--- START ---

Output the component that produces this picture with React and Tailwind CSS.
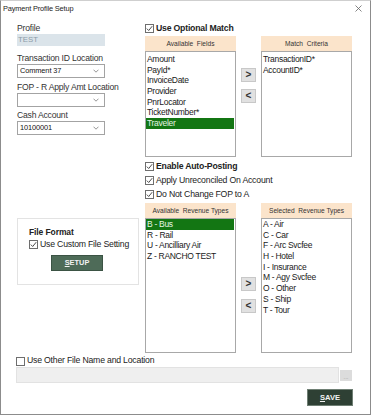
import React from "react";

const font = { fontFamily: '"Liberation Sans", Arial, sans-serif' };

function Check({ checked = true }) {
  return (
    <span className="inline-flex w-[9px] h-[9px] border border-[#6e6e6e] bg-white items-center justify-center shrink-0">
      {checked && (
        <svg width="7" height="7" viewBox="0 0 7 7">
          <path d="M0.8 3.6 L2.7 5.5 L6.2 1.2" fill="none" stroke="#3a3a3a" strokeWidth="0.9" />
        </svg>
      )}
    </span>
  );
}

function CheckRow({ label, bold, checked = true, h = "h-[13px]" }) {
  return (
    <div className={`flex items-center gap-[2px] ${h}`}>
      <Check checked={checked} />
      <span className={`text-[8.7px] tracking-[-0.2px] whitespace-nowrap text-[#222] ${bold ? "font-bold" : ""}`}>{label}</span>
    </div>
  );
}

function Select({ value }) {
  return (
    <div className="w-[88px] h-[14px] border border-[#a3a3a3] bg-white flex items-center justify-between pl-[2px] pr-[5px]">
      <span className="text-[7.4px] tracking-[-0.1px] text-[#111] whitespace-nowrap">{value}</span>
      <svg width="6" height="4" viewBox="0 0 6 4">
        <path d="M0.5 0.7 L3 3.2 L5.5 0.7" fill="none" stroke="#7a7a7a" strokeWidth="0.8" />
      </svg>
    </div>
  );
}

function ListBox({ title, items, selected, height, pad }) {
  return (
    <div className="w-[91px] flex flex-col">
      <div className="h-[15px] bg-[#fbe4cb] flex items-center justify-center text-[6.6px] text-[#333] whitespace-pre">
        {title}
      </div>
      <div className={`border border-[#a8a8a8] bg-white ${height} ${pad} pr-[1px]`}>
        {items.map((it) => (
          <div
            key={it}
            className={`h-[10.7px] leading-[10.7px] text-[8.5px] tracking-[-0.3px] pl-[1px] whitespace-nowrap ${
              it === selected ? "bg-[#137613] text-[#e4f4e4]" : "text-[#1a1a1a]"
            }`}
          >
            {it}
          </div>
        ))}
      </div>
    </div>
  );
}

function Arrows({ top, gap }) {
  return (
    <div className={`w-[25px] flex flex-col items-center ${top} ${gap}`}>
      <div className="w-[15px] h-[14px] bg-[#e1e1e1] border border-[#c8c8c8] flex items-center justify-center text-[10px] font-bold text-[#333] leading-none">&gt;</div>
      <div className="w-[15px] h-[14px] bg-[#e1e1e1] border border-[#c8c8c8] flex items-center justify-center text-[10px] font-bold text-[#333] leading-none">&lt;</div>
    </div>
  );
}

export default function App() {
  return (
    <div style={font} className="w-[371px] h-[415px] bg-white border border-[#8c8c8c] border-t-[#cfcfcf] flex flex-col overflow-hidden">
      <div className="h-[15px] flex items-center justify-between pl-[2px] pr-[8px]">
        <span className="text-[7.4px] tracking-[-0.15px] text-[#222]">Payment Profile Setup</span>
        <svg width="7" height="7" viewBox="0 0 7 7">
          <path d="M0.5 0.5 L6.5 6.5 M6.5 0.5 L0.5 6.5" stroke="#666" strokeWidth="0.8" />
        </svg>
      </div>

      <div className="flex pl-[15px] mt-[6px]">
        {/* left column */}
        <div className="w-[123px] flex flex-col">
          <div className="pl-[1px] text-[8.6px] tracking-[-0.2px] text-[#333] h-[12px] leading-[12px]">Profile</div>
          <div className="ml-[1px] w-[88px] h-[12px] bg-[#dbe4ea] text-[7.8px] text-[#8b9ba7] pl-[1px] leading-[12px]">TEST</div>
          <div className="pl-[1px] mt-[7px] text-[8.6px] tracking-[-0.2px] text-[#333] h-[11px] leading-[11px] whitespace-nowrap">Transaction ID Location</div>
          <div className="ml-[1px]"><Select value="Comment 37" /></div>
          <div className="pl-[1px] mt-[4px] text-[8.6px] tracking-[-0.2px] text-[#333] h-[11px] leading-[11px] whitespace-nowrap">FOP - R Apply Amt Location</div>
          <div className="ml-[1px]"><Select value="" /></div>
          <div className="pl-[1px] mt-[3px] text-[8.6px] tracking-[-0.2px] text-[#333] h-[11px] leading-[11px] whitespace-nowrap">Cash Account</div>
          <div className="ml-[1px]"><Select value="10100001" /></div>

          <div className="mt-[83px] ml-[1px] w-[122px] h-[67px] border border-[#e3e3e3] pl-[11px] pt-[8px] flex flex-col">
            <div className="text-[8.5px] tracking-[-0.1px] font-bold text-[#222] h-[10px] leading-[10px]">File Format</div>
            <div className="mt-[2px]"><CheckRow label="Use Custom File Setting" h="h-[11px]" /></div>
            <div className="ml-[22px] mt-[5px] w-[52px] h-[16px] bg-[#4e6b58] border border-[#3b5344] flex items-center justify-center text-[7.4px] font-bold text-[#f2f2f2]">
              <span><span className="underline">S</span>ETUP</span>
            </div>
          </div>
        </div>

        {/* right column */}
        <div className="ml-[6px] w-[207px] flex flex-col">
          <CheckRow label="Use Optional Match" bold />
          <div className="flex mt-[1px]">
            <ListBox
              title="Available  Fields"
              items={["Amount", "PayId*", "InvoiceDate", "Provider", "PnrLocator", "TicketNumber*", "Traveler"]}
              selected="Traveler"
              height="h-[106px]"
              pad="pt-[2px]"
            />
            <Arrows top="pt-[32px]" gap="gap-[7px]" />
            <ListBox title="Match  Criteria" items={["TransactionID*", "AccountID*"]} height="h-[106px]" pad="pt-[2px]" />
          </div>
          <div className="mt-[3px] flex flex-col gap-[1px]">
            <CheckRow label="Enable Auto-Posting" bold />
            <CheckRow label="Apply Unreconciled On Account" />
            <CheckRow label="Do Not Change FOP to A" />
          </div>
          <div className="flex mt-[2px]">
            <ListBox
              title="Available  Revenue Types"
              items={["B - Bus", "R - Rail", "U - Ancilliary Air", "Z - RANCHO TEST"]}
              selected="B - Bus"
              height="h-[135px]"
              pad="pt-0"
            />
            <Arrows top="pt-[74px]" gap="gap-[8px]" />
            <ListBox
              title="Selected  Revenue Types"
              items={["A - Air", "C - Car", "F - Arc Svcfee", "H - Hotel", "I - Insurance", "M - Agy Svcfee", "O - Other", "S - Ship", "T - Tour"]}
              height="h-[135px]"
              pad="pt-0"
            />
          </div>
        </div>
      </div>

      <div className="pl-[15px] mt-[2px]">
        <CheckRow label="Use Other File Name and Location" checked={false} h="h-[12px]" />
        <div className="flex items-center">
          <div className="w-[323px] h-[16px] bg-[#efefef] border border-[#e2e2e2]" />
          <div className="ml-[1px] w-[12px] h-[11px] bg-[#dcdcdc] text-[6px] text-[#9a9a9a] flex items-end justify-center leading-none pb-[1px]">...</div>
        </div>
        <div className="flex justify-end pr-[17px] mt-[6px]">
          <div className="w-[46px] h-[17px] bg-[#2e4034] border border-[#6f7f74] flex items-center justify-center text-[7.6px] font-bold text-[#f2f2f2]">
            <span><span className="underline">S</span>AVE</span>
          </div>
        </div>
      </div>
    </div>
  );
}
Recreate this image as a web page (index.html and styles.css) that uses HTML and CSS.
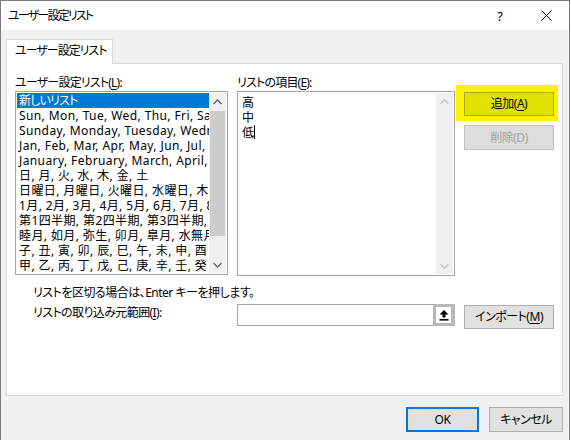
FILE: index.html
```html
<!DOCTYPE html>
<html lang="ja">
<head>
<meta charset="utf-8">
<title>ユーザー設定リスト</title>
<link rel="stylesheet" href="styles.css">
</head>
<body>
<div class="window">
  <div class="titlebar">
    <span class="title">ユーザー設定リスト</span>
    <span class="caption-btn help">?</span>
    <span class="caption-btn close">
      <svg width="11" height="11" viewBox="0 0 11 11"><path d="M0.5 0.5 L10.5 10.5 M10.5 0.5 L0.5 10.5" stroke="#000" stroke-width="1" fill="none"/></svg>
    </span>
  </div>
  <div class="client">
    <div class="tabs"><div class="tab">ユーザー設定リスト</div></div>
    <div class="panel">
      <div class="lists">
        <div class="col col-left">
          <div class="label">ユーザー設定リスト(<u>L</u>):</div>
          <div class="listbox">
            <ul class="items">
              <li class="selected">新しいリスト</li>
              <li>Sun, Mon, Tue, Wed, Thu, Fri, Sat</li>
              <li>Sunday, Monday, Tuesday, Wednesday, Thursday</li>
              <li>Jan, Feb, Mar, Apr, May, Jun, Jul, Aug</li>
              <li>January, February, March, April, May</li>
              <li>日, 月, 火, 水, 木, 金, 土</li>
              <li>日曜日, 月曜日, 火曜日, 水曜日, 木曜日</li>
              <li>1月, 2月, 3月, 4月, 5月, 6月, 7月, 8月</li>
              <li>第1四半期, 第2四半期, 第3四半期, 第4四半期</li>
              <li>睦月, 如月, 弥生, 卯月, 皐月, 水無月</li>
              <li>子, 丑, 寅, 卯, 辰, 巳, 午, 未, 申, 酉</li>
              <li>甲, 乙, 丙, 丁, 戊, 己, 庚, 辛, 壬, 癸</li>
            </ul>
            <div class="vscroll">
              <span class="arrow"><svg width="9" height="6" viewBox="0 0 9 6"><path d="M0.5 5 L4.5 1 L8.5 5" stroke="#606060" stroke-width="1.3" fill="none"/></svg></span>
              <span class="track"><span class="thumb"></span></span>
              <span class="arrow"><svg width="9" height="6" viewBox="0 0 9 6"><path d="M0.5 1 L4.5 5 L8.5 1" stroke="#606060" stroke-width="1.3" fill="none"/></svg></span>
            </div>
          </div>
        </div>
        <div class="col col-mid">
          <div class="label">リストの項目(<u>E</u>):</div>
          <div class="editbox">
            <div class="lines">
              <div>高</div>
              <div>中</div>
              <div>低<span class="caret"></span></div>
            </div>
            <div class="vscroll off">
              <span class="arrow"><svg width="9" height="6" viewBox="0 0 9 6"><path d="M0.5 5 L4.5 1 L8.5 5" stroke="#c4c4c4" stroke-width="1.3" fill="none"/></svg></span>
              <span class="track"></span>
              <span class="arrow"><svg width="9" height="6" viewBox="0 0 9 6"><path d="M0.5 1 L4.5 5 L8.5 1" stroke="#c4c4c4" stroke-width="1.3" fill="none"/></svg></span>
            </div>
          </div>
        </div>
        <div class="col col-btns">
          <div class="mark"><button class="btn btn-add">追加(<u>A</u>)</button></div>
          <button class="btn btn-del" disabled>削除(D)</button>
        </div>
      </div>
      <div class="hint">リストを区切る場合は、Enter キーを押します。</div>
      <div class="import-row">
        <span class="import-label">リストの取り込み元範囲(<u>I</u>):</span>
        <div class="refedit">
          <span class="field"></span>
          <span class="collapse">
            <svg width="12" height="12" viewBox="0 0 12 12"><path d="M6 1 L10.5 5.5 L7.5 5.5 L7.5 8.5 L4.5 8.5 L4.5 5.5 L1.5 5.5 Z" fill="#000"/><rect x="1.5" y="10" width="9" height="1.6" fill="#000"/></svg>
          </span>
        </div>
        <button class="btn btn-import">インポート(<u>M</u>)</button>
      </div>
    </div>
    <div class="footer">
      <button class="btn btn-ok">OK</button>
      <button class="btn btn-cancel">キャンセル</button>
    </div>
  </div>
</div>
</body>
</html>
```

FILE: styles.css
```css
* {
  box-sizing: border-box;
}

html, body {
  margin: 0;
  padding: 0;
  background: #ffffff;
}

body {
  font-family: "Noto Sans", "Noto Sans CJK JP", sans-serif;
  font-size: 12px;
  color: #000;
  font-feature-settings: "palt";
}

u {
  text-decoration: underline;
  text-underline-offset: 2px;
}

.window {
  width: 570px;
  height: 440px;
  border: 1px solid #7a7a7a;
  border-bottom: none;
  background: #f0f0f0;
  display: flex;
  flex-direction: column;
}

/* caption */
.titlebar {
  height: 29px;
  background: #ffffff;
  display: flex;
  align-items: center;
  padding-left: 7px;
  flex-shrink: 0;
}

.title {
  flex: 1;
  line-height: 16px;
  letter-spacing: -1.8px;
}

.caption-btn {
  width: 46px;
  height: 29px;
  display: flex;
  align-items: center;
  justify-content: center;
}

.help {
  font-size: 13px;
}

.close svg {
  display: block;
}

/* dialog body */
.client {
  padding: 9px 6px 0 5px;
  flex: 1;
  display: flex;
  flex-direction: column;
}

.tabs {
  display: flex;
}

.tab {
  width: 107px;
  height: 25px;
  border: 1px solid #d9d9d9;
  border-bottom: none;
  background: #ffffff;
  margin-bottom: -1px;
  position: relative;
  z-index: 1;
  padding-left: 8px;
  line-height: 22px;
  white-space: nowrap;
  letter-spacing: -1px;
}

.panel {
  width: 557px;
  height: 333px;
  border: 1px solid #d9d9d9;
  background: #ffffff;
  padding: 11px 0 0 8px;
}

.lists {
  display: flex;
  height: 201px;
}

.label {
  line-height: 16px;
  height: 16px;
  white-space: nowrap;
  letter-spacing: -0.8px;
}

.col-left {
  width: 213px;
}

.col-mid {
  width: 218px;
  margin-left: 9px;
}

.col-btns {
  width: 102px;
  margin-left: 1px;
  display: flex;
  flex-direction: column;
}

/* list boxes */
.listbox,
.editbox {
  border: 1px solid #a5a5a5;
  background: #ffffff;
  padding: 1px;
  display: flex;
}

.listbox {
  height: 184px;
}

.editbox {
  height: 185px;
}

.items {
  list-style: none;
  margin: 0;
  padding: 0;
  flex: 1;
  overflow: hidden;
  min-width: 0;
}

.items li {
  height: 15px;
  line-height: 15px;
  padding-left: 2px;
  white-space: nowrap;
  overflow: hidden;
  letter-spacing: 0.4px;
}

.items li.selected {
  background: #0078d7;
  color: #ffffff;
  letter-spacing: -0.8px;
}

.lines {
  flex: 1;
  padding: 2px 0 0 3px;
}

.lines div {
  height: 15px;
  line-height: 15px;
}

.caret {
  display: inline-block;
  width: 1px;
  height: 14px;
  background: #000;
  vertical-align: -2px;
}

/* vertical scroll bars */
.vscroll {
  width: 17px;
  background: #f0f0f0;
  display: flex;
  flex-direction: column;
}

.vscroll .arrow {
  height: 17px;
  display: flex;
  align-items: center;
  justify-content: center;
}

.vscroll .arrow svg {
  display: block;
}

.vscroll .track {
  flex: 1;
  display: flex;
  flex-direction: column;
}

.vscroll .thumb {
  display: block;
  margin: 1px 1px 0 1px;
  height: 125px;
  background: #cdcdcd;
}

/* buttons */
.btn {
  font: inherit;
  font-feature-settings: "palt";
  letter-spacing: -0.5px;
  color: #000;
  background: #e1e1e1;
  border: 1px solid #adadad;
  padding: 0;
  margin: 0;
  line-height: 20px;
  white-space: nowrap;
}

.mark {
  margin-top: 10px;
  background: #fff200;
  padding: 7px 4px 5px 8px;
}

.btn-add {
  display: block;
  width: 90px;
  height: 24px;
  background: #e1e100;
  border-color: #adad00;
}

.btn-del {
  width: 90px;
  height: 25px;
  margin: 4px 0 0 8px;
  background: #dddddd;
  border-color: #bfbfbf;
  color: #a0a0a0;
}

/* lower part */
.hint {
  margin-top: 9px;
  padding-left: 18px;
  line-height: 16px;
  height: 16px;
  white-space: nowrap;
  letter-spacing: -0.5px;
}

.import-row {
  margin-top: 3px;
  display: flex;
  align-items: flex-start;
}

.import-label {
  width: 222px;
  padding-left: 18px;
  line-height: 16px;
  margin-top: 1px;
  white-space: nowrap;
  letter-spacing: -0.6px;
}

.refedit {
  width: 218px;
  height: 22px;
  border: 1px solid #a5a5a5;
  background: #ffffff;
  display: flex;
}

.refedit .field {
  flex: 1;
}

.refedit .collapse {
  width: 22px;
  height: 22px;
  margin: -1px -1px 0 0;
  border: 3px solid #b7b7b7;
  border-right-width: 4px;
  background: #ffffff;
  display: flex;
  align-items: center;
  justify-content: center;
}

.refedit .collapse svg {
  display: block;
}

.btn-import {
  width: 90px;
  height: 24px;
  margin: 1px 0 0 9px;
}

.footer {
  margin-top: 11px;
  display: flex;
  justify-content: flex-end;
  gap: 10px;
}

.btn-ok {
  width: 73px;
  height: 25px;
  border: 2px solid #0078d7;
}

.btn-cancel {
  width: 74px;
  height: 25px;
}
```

--- END ---

• **Directive**:
Show the lines from the data above that contain the string "React".

• **Exercise output**:
Output the component that produces this picture with React and Tailwind CSS.
import React from "react";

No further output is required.